Artificial intelligence, robots, and immersive digital media are increasingly integrated into religious life and imagination, raising critical questions about human and metahuman agency and authority, the mediation and constitution of presence, as well as ethical and devotional formation. These developments intersect with broader societal and scholarly concerns about the impact of emerging technologies and the trajectories of the near future.
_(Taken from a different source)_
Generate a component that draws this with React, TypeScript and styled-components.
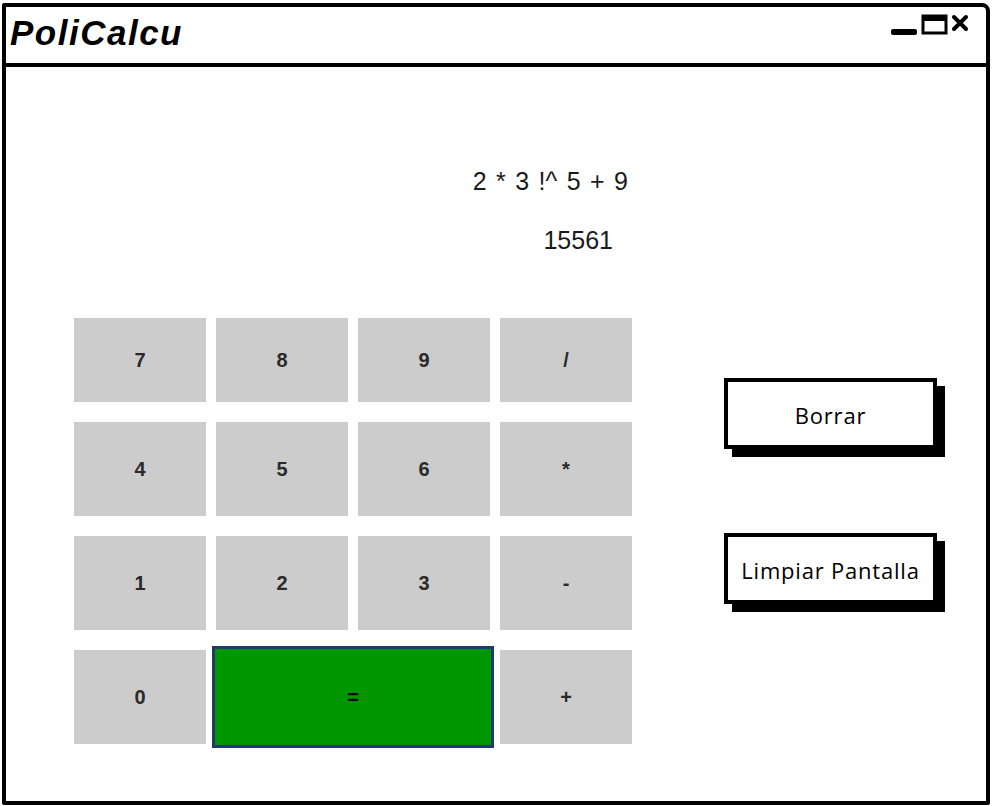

Machines and algorithms heralded as “autonomous agents” are being treated as religious teachers, manifestations of metahuman beings, and sources of revelation and magic. Even feats of engineering without a predefined religious purpose are at times endowed with more-than-human purpose and agency or even envisioned as god-like entities. In response to AI, robots, and the new forms of ICT, long-established practices and objects that bridge the material and spiritual domains are being reimagined and redesigned. While these innovations have radically new features and capabilities, they continue a long history of religious devices, from devotional objects to sacred automatons and legacy media. They also provoke hopes and fears characteristic of apocalyptic narratives and past anxieties about the advancement of technology.

Do these developments make mediated metahuman beings feel more relatable and tangible or, on the contrary, induce a sense of distance and otherness? What is the role of the sensory affordances and interactive capacities of the new devices? Does the use of machines and algorithms change the efficacy and meaning of religious teachings, worship and authority?

We particularly welcome papers grounded in ethnographic case studies.